In an interview with CNBC, Dr. Rajendra K. Pachauri, head of the UN Intergovernmental Panel on Climate Change (IPCC), named four achievements brought about at Copenhagen:
• "We had over 100 heads of state and heads of government [at Copenhagen] ... and they came there essentially because they thought this was an important issue."
• "The acceptance by at least the countries that are signatories to the accord of limiting temperature increase to 2 degree Celsius."
• "They have also referred to the science and the fourth assessment report of the IPPCC on the basis of which they have arrived at this figure of 2 degree increase in temperature."
• "The developed countries are talking about providing around USD 30 billion as assistance in the period 2010 to 2012."
When one considers how much money Pachauri stands to gain from these outcomes, it is easy to understand why he calls Copenhagen a success. The major media and the environmental lobby may lament that Copenhagen delegates failed in their global duty, but such widely reported claims could actually make it easier for guilt-ladened governments to fall for carbon-trading schemes structured to fatten the wallets of Pachauri and his ilk.
Pachauri is hardly shy about admitting the money-making opportunities Copenhagen affords. Speaking of his native land, he said, "For a country like India, since there will be the clean development mechanism or some such provision in any new agreement, which would allow a developed country to invest in projects over here and get credit for reduction of carbon dioxide emission, there would be huge business opportunities."

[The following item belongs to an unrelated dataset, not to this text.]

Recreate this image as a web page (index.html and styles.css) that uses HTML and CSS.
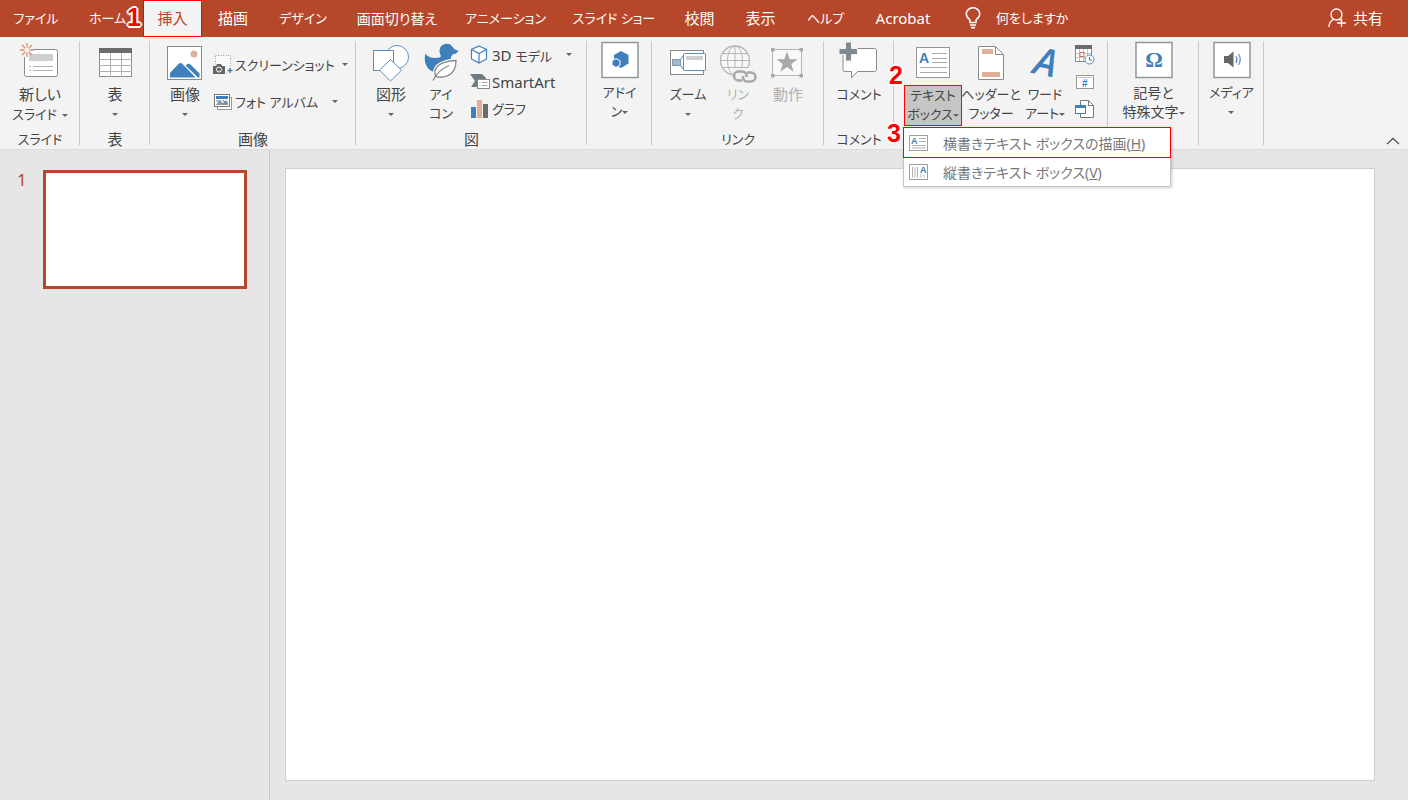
FILE: index.html
```html
<!DOCTYPE html>
<html lang="ja">
<head>
    <meta charset="UTF-8">
    <meta name="viewport" content="width=device-width, initial-scale=1.0">
    <title>PowerPoint</title>
    <link rel="stylesheet" href="styles.css">
</head>
<body>

    <header class="titlebar">
        <nav class="tabs">
            <a href="#" class="tab kana">ファイル</a>
            <a href="#" class="tab kana">ホーム<span class="badge badge-1">1</span></a>
            <a href="#" class="tab active">挿入</a>
            <a href="#" class="tab">描画</a>
            <a href="#" class="tab kana">デザイン</a>
            <a href="#" class="tab mixed">画面切り替え</a>
            <a href="#" class="tab kana">アニメーション</a>
            <a href="#" class="tab kana">スライド ショー</a>
            <a href="#" class="tab">校閲</a>
            <a href="#" class="tab">表示</a>
            <a href="#" class="tab kana">ヘルプ</a>
            <a href="#" class="tab">Acrobat</a>
        </nav>
        <button class="tell-me kana">
            <svg width="16" height="22" viewBox="0 0 16 22" fill="none" stroke="#fff" stroke-width="1.6">
                <path d="M5 15.5V13.5C5 12 1.2 10.5 1.2 7A6.8 6.3 0 0 1 14.8 7C14.8 10.5 11 12 11 13.5V15.5Z"/>
                <path d="M5 18H11M6 20.6H10"/>
            </svg>
            何をしますか
        </button>
        <button class="share">
            <svg width="18" height="20" viewBox="0 0 18 20" fill="none" stroke="#fff" stroke-width="1.3">
                <circle cx="8.5" cy="6.5" r="5.5"/>
                <path d="M.8 19C1.2 15 3 12.6 5.8 11.2M11 11.4L12.5 12.5M13.5 10.5V19M9 15H18"/>
            </svg>
            共有
        </button>
    </header>

    <section class="ribbon">
        <!-- スライド -->
        <div class="group g-slide">
            <div class="items">
                <button class="big">
                    <svg width="40" height="44" viewBox="0 0 40 44">
                        <rect x="4.5" y="8.5" width="33" height="27" rx="2" fill="#fff" stroke="#8a8a8a"/>
                        <rect x="9" y="13" width="24" height="7" fill="#cfcfcf"/>
                        <path d="M9 25.5H11M13 25.5H33M9 29.5H11M13 29.5H33" stroke="#b5b5b5"/>
                        <path d="M0 0H14V7L10 12L7 16H0Z" fill="#f3f3f3"/>
                        <path d="M7 2V6.5M7 11.5V16M0 9H4.5M9.5 9H14M2 4L5.3 7.3M8.7 10.7L12 14M12 4L8.7 7.3M5.3 10.7L2 14" stroke="#dd8e6c" stroke-width="1.3"/>
                    </svg>
                    <span>新しい<br><span class="kana">スライド<i class="caret"></i></span></span>
                </button>
            </div>
            <div class="group-label kana">スライド</div>
        </div>

        <!-- 表 -->
        <div class="group g-table">
            <div class="items">
                <button class="big">
                    <svg width="40" height="44" viewBox="0 0 40 44">
                        <rect x="4.5" y="7.5" width="32" height="28" fill="#fff" stroke="#8a8a8a"/>
                        <rect x="4" y="7" width="33" height="5" fill="#6b6b6b"/>
                        <path d="M15.5 12V36M26.5 12V36M4 18.5H37M4 24.5H37M4 30.5H37" stroke="#b0b0b0"/>
                    </svg>
                    <span>表<br><i class="caret"></i></span>
                </button>
            </div>
            <div class="group-label">表</div>
        </div>

        <!-- 画像 -->
        <div class="group g-image">
            <div class="items">
                <button class="big">
                    <svg width="40" height="44" viewBox="0 0 40 44">
                        <rect x="2.5" y="5.5" width="34" height="33" fill="#fff" stroke="#8a8a8a"/>
                        <circle cx="29" cy="13" r="3.5" fill="#deb09a"/>
                        <path d="M5 36.5V32L13.5 23Q15.5 21 17.5 23L30.5 36.5Z" fill="#3f7fbb"/>
                        <path d="M20.500 24.5Q23.5 21.5 26 24L34.5 32.5V36.5H33Z" fill="#3f7fbb"/>
                    </svg>
                    <span>画像<br><i class="caret"></i></span>
                </button>
                <div class="stack two">
                    <button class="small kana">
                        <svg width="20" height="20" viewBox="0 0 20 20">
                            <rect x="2.5" y=".5" width="15" height="17" fill="#fafafa" stroke="#999" stroke-dasharray="1 1.5"/>
                            <path d="M0 11H3L4 9H8L9 11H12V19H0Z" fill="#666"/>
                            <circle cx="6" cy="14.5" r="2.5" fill="#666" stroke="#fff"/>
                            <path d="M14 12H20V19H14Z" fill="#f3f3f3"/>
                            <path d="M17 13V18M14.5 15.5H19.5" stroke="#3f7fbb" stroke-width="1.5"/>
                        </svg>
                        スクリーンショット<i class="caret"></i>
                    </button>
                    <button class="small kana">
                        <svg width="20" height="20" viewBox="0 0 20 20">
                            <rect x="4.5" y="5.5" width="14" height="12" fill="#fff" stroke="#999"/>
                            <rect x="1.5" y="2.5" width="15" height="12" fill="#fff" stroke="#777"/>
                            <rect x="3" y="4" width="12" height="3" fill="#3f7fbb"/>
                            <path d="M3 12.5L7 8.5L10 11L13 8L15 10V13H3Z" fill="#8a9aa5"/>
                            <path d="M3 9H8M10 8L13 12" stroke="#3f7fbb"/>
                        </svg>
                        フォト アルバム<i class="caret caret-far"></i>
                    </button>
                </div>
            </div>
            <div class="group-label">画像</div>
        </div>

        <!-- 図 -->
        <div class="group g-figure">
            <div class="items">
                <button class="big">
                    <svg width="40" height="44" viewBox="0 0 40 44" fill="#fff" stroke="#5b8fc4">
                        <circle cx="26" cy="16" r="11.5"/>
                        <rect x="2.5" y="9.5" width="20" height="20"/>
                        <path d="M19.5 18.5L30.5 29.2L19.5 40L8.5 29.2Z"/>
                    </svg>
                    <span>図形<br><i class="caret"></i></span>
                </button>
                <button class="big kana">
                    <svg width="40" height="44" viewBox="0 0 40 44">
                        <path d="M4.5 12.5C7 17 13 17.5 19 16.5C21 15.5 18.5 13 18.5 10A7.2 7.2 0 0 1 32 6.5Q34 9.5 37.5 9.5Q36 13 31.5 13.5Q29.5 16 30 18C29 24 25 31 14 31C6 30 2 21 4.5 12.5Z" fill="#3f7fbb"/>
                        <path d="M15 36C10 27 18 20 36 18.5C35 31 29 39 15 36Z" fill="#fff" stroke="#f3f3f3" stroke-width="3"/>
                        <path d="M15 35.500C11 27 18 20.5 35 19.5C35 31 28 38 15 35.5Z" fill="#fff" stroke="#8a8a8a" stroke-width="1.3"/>
                        <path d="M12 39.5C15 33 20 28 28 24.5" fill="none" stroke="#8a8a8a" stroke-width="1.3"/>
                    </svg>
                    <span>アイ<br>コン</span>
                </button>
                <div class="stack">
                    <button class="small">
                        <svg width="20" height="20" viewBox="0 0 20 20" fill="#fff" stroke="#3f7fbb" stroke-width="1.2">
                            <path d="M9 1L16.5 4.5V14L9 18L1.5 14V4.5Z"/>
                            <path d="M1.500 4.5L9 8.5L16.5 4.5M9 8.5V18" fill="none"/>
                        </svg>
                        <span>3D <span class="kana">モデル</span></span><i class="caret caret-far"></i>
                    </button>
                    <button class="small">
                        <svg width="20" height="20" viewBox="0 0 20 20">
                            <path d="M0 2H12L16 6V8H8V15H1L5 9Z" fill="#6f7b80"/>
                            <rect x="7.5" y="7.5" width="12" height="9" fill="#fff" stroke="#8a8a8a"/>
                            <path d="M9.5 10.5H10.5M12 10.5H17.5M9.5 13.5H10.5M12 13.5H17.5" stroke="#9aa"/>
                        </svg>
                        SmartArt
                    </button>
                    <button class="small kana">
                        <svg width="20" height="20" viewBox="0 0 20 20">
                            <rect x="1" y="8" width="5" height="11" fill="#3f7fbb"/>
                            <rect x="7" y="1" width="5" height="18" fill="#deb09a"/>
                            <rect x="13" y="5" width="5" height="14" fill="#6b6b6b"/>
                        </svg>
                        グラフ
                    </button>
                </div>
            </div>
            <div class="group-label">図</div>
        </div>

        <!-- アドイン -->
        <div class="group g-addin">
            <div class="items">
                <button class="big kana">
                    <svg width="40" height="42" viewBox="0 0 40 42">
                        <rect x="2" y="1.5" width="36" height="35" fill="#fff" stroke="#8f9999" stroke-width="1.5"/>
                        <path d="M21 10L28.5 14V22.5L21 27L14 22.5V14Z" fill="#3f7fbb"/>
                        <path d="M16 17.5L20 19.7V24L16 26.5L12 24V19.7Z" fill="#3f7fbb" stroke="#fff"/>
                    </svg>
                    <span>アドイ<br>ン<i class="caret"></i></span>
                </button>
            </div>
        </div>

        <!-- リンク -->
        <div class="group g-link">
            <div class="items">
                <button class="big kana">
                    <svg width="40" height="44" viewBox="0 0 40 44">
                        <rect x="2.5" y="9.5" width="33" height="24" fill="#fff" stroke="#8a8a8a"/>
                        <rect x="4.5" y="18.5" width="8" height="6" fill="#9dbbd6" stroke="#8a9aa5"/>
                        <path d="M12.5 18.5L16 13.5M12.5 24.5L16 29.5" stroke="#5b8fc4"/>
                        <rect x="15.5" y="12.5" width="22" height="17" rx="1" fill="#fff" stroke="#5b8fc4"/>
                        <rect x="18" y="15" width="17" height="4" fill="#cfcfcf"/>
                    </svg>
                    <span>ズーム<br><i class="caret"></i></span>
                </button>
                <button class="big kana" disabled>
                    <svg width="40" height="44" viewBox="0 0 40 44" fill="none" stroke="#b5b5b5">
                        <circle cx="17" cy="19.5" r="14.5" fill="#f8f8f8" stroke-width="1.3"/>
                        <ellipse cx="17" cy="19.5" rx="7.5" ry="14.5"/>
                        <path d="M17 5V34M2.5 19.5H31.5M5 12.5H29M5 26.5H29"/>
                        <path d="M14 31Q14 27 19 27H37V42H17Z" fill="#f3f3f3" stroke="none"/>
                        <g stroke="#a8a8a8" stroke-width="2.6">
                            <path d="M24 39.5H20.5A4.5 4.5 0 0 1 20.5 30.5H24.5A4.5 4.5 0 0 1 28.5 36"/>
                            <path d="M29 31.5H33A4.5 4.5 0 0 1 33 40.5H29A4.5 4.5 0 0 1 25 35"/>
                        </g>
                    </svg>
                    <span>リン<br>ク</span>
                </button>
                <button class="big" disabled>
                    <svg width="40" height="44" viewBox="0 0 40 44">
                        <rect x="4.5" y="8.5" width="29" height="26" fill="#f8f8f8" stroke="#b5b5b5"/>
                        <path d="M3 7H6.5V10.5H3ZM31.5 7H35V10.5H31.5ZM3 33H6.5V36.5H3ZM31.5 33H35V36.5H31.5Z" fill="#a8a8a8"/>
                        <path d="M19 10.5L21.7 18.2H29.5L23.3 23L25.5 30.7L19 26L12.5 30.7L14.7 23L8.5 18.2H16.3Z" fill="#a8a8a8"/>
                    </svg>
                    <span>動作</span>
                </button>
            </div>
            <div class="group-label kana">リンク</div>
        </div>

        <!-- コメント -->
        <div class="group g-comment">
            <div class="items">
                <button class="big kana">
                    <svg width="40" height="44" viewBox="0 0 40 44">
                        <path d="M6 7.5H35.5Q37.5 7.5 37.5 9.5V28.5Q37.5 30.5 35.5 30.5H18.5L12.5 37V30.5H6Q4 30.5 4 28.5V9.5Q4 7.5 6 7.5Z" fill="#fff" stroke="#8a8a8a"/>
                        <path d="M6.5 1H12.5V7.5H18.5V13.5H12.5V20H6.5V13.5H0V7.5H6.5Z" fill="#7f8a8e" stroke="#f3f3f3"/>
                    </svg>
                    <span>コメント</span>
                </button>
            </div>
            <div class="group-label kana">コメント</div>
        </div>

        <!-- テキスト -->
        <div class="group g-text">
            <div class="items">
                <button class="big kana textbox" aria-haspopup="menu" aria-expanded="true">
                    <svg width="40" height="44" viewBox="0 0 40 44">
                        <rect x="3.5" y="6.5" width="33" height="30" fill="#fff" stroke="#8f9999"/>
                        <text x="6" y="22" class="letter" font-size="14">A</text>
                        <path d="M19 12.5H34M19 17.5H34M19 21.5H34M7 26.5H34M7 31.5H34" stroke="#a9a9a9"/>
                    </svg>
                    <span class="pressed">テキスト<br>ボックス<i class="caret"></i></span>
                </button>
                <button class="big kana header-footer">
                    <svg width="40" height="44" viewBox="0 0 40 44">
                        <path d="M7.5 5.5H24.5L32.5 13.5V38.5H7.5Z" fill="#fff" stroke="#8a8a8a"/>
                        <path d="M24.5 5.5V13.5H32.5" fill="none" stroke="#8a8a8a"/>
                        <path d="M11 8H22V13H11ZM11 31H29V36H11Z" fill="#deb09a"/>
                    </svg>
                    <span>ヘッダーと<br>フッター</span>
                </button>
                <button class="big kana">
                    <svg width="40" height="44" viewBox="0 0 40 44">
                        <text x="7" y="32" class="slanted" font-size="38" transform="rotate(12 7 32)">A</text>
                    </svg>
                    <span>ワード<br>アート<i class="caret"></i></span>
                </button>
                <div class="stack icons-only">
                    <button class="small" aria-label="日付と時刻">
                        <svg width="20" height="20" viewBox="0 0 20 20">
                            <rect x=".5" y="2.5" width="16" height="14" fill="#fff" stroke="#8a8a8a"/>
                            <rect x="0" y="0" width="17" height="4" fill="#6b6b6b"/>
                            <path d="M4.5 4V16M8.5 4V16M12.5 4V16M1 8.5H16M1 12.5H16" stroke="#c5c5c5"/>
                            <rect x="5" y="7.5" width="4" height="4" fill="#fff" stroke="#d9694a"/>
                            <circle cx="14.5" cy="14.5" r="4.5" fill="#fff" stroke="#5b8fc4"/>
                            <path d="M14.5 12V15H17" fill="none" stroke="#666"/>
                        </svg>
                    </button>
                    <button class="small" aria-label="スライド番号の挿入">
                        <svg width="20" height="20" viewBox="0 0 20 20">
                            <rect x="1.5" y="3.5" width="17" height="13" fill="#fff" stroke="#999"/>
                            <path d="M3 5.5H17" stroke="#c5c5c5"/>
                            <text x="7" y="15" class="letter" font-size="10">#</text>
                        </svg>
                    </button>
                    <button class="small" aria-label="オブジェクト">
                        <svg width="20" height="20" viewBox="0 0 20 20">
                            <path d="M5.5 1.5H13.5L18.5 6.5V18.5H5.5Z" fill="#fff" stroke="#777"/>
                            <path d="M13.5 1.5V6.5H18.5" fill="none" stroke="#777"/>
                            <rect x=".5" y="6.5" width="10" height="8" fill="#fff" stroke="#3f7fbb"/>
                            <rect x="0" y="6" width="11" height="3" fill="#3f7fbb"/>
                        </svg>
                    </button>
                </div>
            </div>

            <div class="menu" role="menu">
                <button class="menu-item highlighted" role="menuitem">
                    <svg width="20" height="16" viewBox="0 0 20 16">
                        <rect x=".5" y=".5" width="18" height="15" fill="#fff" stroke="#9aa2a2"/>
                        <text x="2" y="9" class="letter" font-size="9">A</text>
                        <path d="M10 3.5H17M10 6.5H17M3 10.5H17M3 13H17" stroke="#b0b0b0"/>
                    </svg>
                    <span>横書きテキスト ボックスの描画(<u>H</u>)</span>
                </button>
                <button class="menu-item" role="menuitem">
                    <svg width="20" height="16" viewBox="0 0 20 16">
                        <rect x=".5" y=".5" width="18" height="15" fill="#fff" stroke="#9aa2a2"/>
                        <text x="11" y="9" class="letter" font-size="9">A</text>
                        <path d="M3.5 3V13.5M6 3V13.5M8.5 3V13.5M12 10.5V13.5M15 10.5V13.5" stroke="#b0b0b0"/>
                    </svg>
                    <span>縦書きテキスト ボックス(<u>V</u>)</span>
                </button>
            </div>
            <span class="badge badge-2">2</span>
            <span class="badge badge-3">3</span>
        </div>

        <!-- 記号と特殊文字 -->
        <div class="group g-symbol">
            <div class="items">
                <button class="big mixed">
                    <svg width="40" height="42" viewBox="0 0 40 42">
                        <rect x="2" y="1.5" width="36" height="35" fill="#fff" stroke="#8f9999" stroke-width="1.5"/>
                        <text x="20" y="26" class="omega" font-size="22">Ω</text>
                    </svg>
                    <span>記号と<br>特殊文字<i class="caret"></i></span>
                </button>
            </div>
        </div>

        <!-- メディア -->
        <div class="group g-media">
            <div class="items">
                <button class="big kana">
                    <svg width="40" height="42" viewBox="0 0 40 42">
                        <rect x="2" y="1.5" width="36" height="35" fill="#fff" stroke="#8f9999" stroke-width="1.5"/>
                        <path d="M12 15H16L21.5 10.5V26.5L16 22H12Z" fill="#666"/>
                        <path d="M24 15Q26 18.5 24 22M26.5 13Q30 18.5 26.5 24" fill="none" stroke="#5b8fc4" stroke-width="1.2"/>
                    </svg>
                    <span>メディア<br><i class="caret"></i></span>
                </button>
            </div>
        </div>

        <button class="collapse" aria-label="リボンを折りたたむ">
            <svg width="14" height="8" viewBox="0 0 14 8" fill="none" stroke="#555" stroke-width="1.3"><path d="M1 7L7 1.5L13 7"/></svg>
        </button>
    </section>

    <main class="workspace">
        <aside class="thumbnails">
            <span class="slide-number">1</span>
            <button class="thumbnail" aria-label="スライド 1"></button>
        </aside>
        <div class="editor">
            <div class="slide"></div>
        </div>
    </main>

</body>
</html>
```
FILE: styles.css
```css
* {
    box-sizing: border-box;
}
body {
    margin: 0;
    min-height: 100vh;
    display: flex;
    flex-direction: column;
    background-color: #e6e6e6;
    color: #444;
    font-family: "Noto Sans", "Noto Sans CJK JP", sans-serif;
    font-size: 15px;
    font-feature-settings: "palt";
}
button {
    border: 0;
    padding: 0;
    background: none;
    color: inherit;
    font: inherit;
    font-feature-settings: inherit;
    white-space: nowrap;
}
svg {
    display: block;
    flex: none;
}
/* Kana labels are set smaller than kanji ones */
.kana {
    font-size: 13px;
}
.mixed {
    font-size: 14px;
}

/* Title bar */
.titlebar {
    display: flex;
    height: 37px;
    background-color: #b7472a;
    color: #fff;
}
.tabs {
    display: grid;
    grid-template-columns: 72px 71px 59px 62px 78px 110px 107px 110px 61px 61px 69px 86px;
}
.tab {
    position: relative;
    display: flex;
    align-items: center;
    justify-content: center;
    padding-bottom: 2px;
    color: #fff;
    text-decoration: none;
    white-space: nowrap;
}
.tab.active {
    background-color: #f3f3f3;
    color: #b7472a;
    border: 1px solid #f00;
}
.tell-me, .share {
    display: flex;
    align-items: center;
    padding-bottom: 2px;
}
.tell-me {
    gap: 15px;
    margin-left: 19px;
}
.share {
    gap: 7px;
    margin-left: auto;
    padding-right: 25px;
}

/* Numbered step markers */
.badge {
    position: absolute;
    z-index: 2;
    color: #f00;
    font: bold 25px/25px "Liberation Sans", sans-serif;
    text-shadow: -2px 0 #fff, 2px 0 #fff, 0 -2px #fff, 0 2px #fff, -1px -1px #fff, 1px -1px #fff, -1px 1px #fff, 1px 1px #fff;
}
.badge-1 {
    right: 2px;
    top: 5px;
}
.badge-2 {
    left: -5px;
    top: 22px;
}
.badge-3 {
    left: -7px;
    top: 80px;
}

/* Ribbon */
.ribbon {
    display: flex;
    height: 113px;
    padding-top: 4px;
    background-color: #f3f3f3;
    border-bottom: 1px solid #dcdcdc;
}
.group {
    position: relative;
    display: flex;
    flex-direction: column;
    flex: none;
    background: linear-gradient(#c8c8c8, #c8c8c8) right top / 1px 104px no-repeat;
}
.g-slide { width: 80px; }
.g-table, .g-comment { width: 70px; }
.g-image { width: 206px; }
.g-figure { width: 231px; }
.g-addin, .g-media { width: 65px; }
.g-link { width: 172px; }
.g-text { width: 214px; }
.g-symbol { width: 91px; }
.items {
    display: flex;
    justify-content: center;
    height: 89px;
}
.g-image .items, .g-figure .items, .g-text .items {
    justify-content: flex-start;
    padding-left: 10px;
}
.group-label {
    text-align: center;
    line-height: 19px;
}
.big {
    display: flex;
    flex-direction: column;
    align-items: center;
    min-width: 50px;
    line-height: 19px;
}
.big:disabled {
    color: #b1b1b1;
}
.textbox, .header-footer {
    width: 58px;
}
.pressed {
    width: 58px;
    height: 41px;
    background-color: #c5c5c5;
    border: 1px solid #f00;
}
.caret {
    display: inline-block;
    margin-left: 5px;
    border: 3px solid transparent;
    border-top-color: #666;
    border-bottom: 0;
    vertical-align: middle;
}
br + .caret {
    margin-left: 0;
}
.stack {
    display: grid;
    grid-template-rows: repeat(3, 27px);
    padding-left: 4px;
}
.stack.two {
    grid-template-rows: repeat(2, 37px);
    padding-top: 5px;
    padding-left: 3px;
}
.stack.icons-only {
    padding-left: 5px;
}
.small {
    display: flex;
    align-items: center;
    gap: 2px;
}
.small .caret-far {
    margin-left: 12px;
}
.letter {
    font-family: "Liberation Sans", sans-serif;
    font-weight: bold;
    fill: #3f7fbb;
}
.slanted {
    font-family: "Open Sans", sans-serif;
    font-style: italic;
    font-weight: 600;
    fill: #3f7fbb;
}
.omega {
    font-family: "Liberation Serif", serif;
    font-weight: bold;
    fill: #3f7fbb;
    text-anchor: middle;
}
.collapse {
    align-self: flex-end;
    margin-left: auto;
    padding: 0 8px 4px;
}

/* Text box drop-down */
.menu {
    position: absolute;
    left: 9px;
    top: 86px;
    z-index: 1;
    width: 268px;
    background-color: #fff;
    border: 1px solid #c6c6c6;
    box-shadow: 1px 1px 3px rgba(0, 0, 0, 0.2);
}
.menu-item {
    display: flex;
    align-items: center;
    gap: 14px;
    width: 100%;
    height: 29px;
    padding-left: 5px;
    color: #777;
    font-size: 14px;
}
.menu-item.highlighted {
    outline: 1px solid #f00;
}

/* Slides */
.workspace {
    display: flex;
    flex: 1;
}
.thumbnails {
    display: flex;
    align-items: flex-start;
    gap: 16px;
    width: 270px;
    padding: 20px 22px 0 17px;
    border-right: 1px solid #c8c8c8;
}
.slide-number {
    color: #b7472a;
    font-size: 17px;
    line-height: 20px;
}
.thumbnail {
    flex: 1;
    aspect-ratio: 12 / 7;
    background-color: #fff;
    border: 3px solid #b7472a;
}
.editor {
    flex: 1;
    padding: 18px 33px 18px 15px;
}
.slide {
    aspect-ratio: 16 / 9;
    background-color: #fff;
    border: 1px solid #cfcfcf;
}
```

What Pachauri calls "business opportunities" are termed by others "financial disaster." Companies from developed countries that export operations to places like India leave unemployment at home and reap a hefty profit from selling their carbon permits in the global carbon trading market. Consider what happened to 1,700 steel workers from Teesside in northeast England. They lost their jobs when the steel giant Corus announced plans to close two plants and expand operations in India through its parent company, the Tata Group. After the move, Tata sold its English carbon permits for £1.2 billion, as reported by the Express.
Unencumbered by carbon restrictions in India, Tata continues belching CO2 into the atmosphere at a rate that would make Pachauri's head spin — with delight. You see, the head of the IPCC is also director-general of The Energy and Resources Institute (TERI), a privately owned climate change think tank established by Tata in 1974. Originally known as the Tata Energy Research Institute, TERI is still solidly linked to Tata despite Pachauri's claims to the contrary. According to the Telegraph, TERI lists one of the Tata companies among its corporate sponsors, "several directors of Tata serve on TERI's Business Council for Sustainable Development, and one senior director servers on Teri's Advisory Board."
But that is only the tip of the iceberg. The Telegraph also recently reported that Pachauri maintains "an astonishing worldwide portfolio of business interests with bodies which have been investing billions of dollars in organizations dependent on the IPCC's policy recommendations." The article went on to mention a host of links with climate change groups that present such a considerable conflict of interest that skeptics at Copenhagen called for Pachauri's dismissal as IPCC chairman. Consider the following from the Telegraph article:
Dr. Pachauri serves on the advisory board of the Chicago Climate Exchange, the largest and most lucrative carbon-trading exchange in the world. In 2007 he was appointed to the advisory board of Siderian, a San Francisco-based venture capital firm specializing in 'sustainable technologies.' In 2008 he was made an adviser on renewable and sustainable energy to the Credit Suisse bank and the Rockefeller Foundation. He joined the board of the Nordic Glitnir Bank as it launched its Sustainable Future Fund, looking to raise funding of £4 billion. He became chairman of the Indochina Sustainable Infrastructure Fund and also became a director of the International Risk Governance Council in Geneva, set up by EDF and E.On, two of Europe's largest electricity firms, to promote 'bio-energy.' [In 2009] Dr. Pachauri joined the New York investment fund Pegasus as a 'strategic adviser' and was made chairman of the advisory board to the Asian Development Bank, strongly supportive of CDM (or Clean Development Mechanism, the UN's profitable carbon-trading market).
He has become head of Yale University's Climate and Energy Institute... [serves] on the climate change advisory board of Deutsche Bank... [is] director of the Japanese Institute for Global Environmental Strategies... [and is] a policy adviser to SNCF, France's state-owned railway company. In India, he serves on an array of influential government bodies, including the Economic Advisory Committee to the prime minister, holds various academic posts and has publish[ed] 22 books.
Despite all these connections, no one knows how much Pachauri earns because none of the organizations listed publish his salary or fees. Whatever his income, it is likely to rise in the coming months as carbon trading and sustainable technologies take their place as the fastest growing commodity markets in the world. Bloomberg estimates the size of the U.S. carbon market alone will be between $300 billion and $2 trillion, if current cap-and-trade legislation passes the Senate.
There is little wonder Pachauri has urged the U.S. Environmental Protection Agency to go "above what is going to be legislated," as quoted in US News & World Report. The Obama administration has already announced its plans to do just that, which begs the question as to how much our own government officials stand to gain from the lucrative carbon-trading market.